Sur les marchés à terme, même tendance. L’échéance de mai sur Euronext s’inscrit à 445 €/t, celle d’août à 408 €/t et celle de novembre à 405 €/t. Pendant quelques semaines, les investisseurs se sont méfiés d’un risque de retournement et un écart s’était creusé avec les marchés physiques, mais ces craintes ont été balayées par les rapports successifs de l’USDA sur les perspectives d’offre et de demande mondiales. Par ailleurs, le départ de Donald Trump et ses tweets agressifs vis-à-vis de la Chine ou de l’Europe, qui avaient pour effet de rendre les marchés volatils, ont renforcé les convictions qu’il n’y aurait pas de menace sur les flux entre les pays, comme c’était le cas en 2018 et 2019. On observe une sorte de retour aux fondamentaux du marché.

En Europe, les perspectives sont positives d’autant que les semis, pour la récolte de 2021, ne sont soumis à aucun des aléas climatiques rencontrés lors des récoltes précédentes : pluies trop abondantes suivies de périodes de sécheresse. Si le climat doux tel que l’indique le bulletin Mars, édité par la Commission européenne et daté de janvier, se poursuit, la récolte se situera aux alentours de 28-30 Mt. Mais en France, la sole de colza d’hiver vient d’être revue à la baisse à 1 Mha, en baisse de 9 % sur un an et de 26 % par rapport à la moyenne 2016-2020. L’an dernier, les prix étaient bas et les producteurs peu incités à semer, d’autant qu’ils avaient été confrontés à des problèmes sanitaires sans possibilité d’y faire face. Les conditions actuelles pourraient être plus propices pour la prochaine campagne.

Stock de canola en baisse

Sur les autres marchés, les cours s’envolent aussi. Le 9 février, la graine de canola canadien vaut, à Winnipeg, 545 US$, après avoir atteint 560 US$ à son plus haut niveau quelques jours auparavant. Selon StatCan (ministère de l’Agriculture canadien), les stocks de canola sont en repli de 24 % à 12,1 Mt, par rapport à la même date de l’an passé. Aux États-Unis, la graine de soja valait 515 €/t à Chicago, évoluant dans un couloir de prix de 480 à 520 $/depuis trois semaines.
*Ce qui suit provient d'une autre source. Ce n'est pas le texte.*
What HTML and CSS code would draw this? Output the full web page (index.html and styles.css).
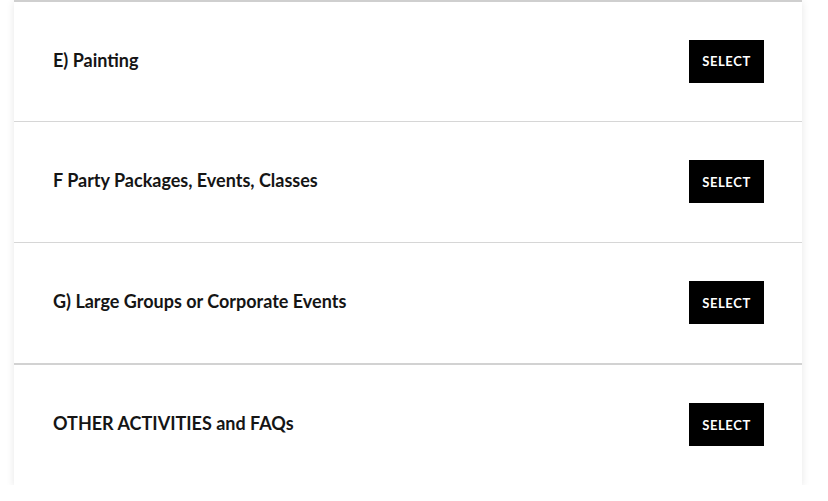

Les stocks de fin de campagne sont estimés à 3,8 Mt, du jamais vu. Le prochain rapport de l’USDA pourrait afficher des stocks à zéro. Et d’après des déclarations de farmers américains, on s’apprête à augmenter les surfaces semées d’environ 8 %, à plus de 36 millions d’ha.

Concernant la demande mondiale d’oléagineux, c’est toujours la Chine qui alimente la hausse des cours. Elle poursuit ses achats de soja à un rythme très élevé et aurait déjà anticipé des achats pour la récolte à venir en 2021, via des contrats à terme, craignant de manquer d’aliments pour son cheptel porcin et ses volailles. Là encore, c’est du jamais vu à cette période de l’année. L’Europe continue aussi d’importer une grande quantité de soja – à la fois des États-Unis et du Brésil. La hausse des cours n’est sans doute pas encore à son terme.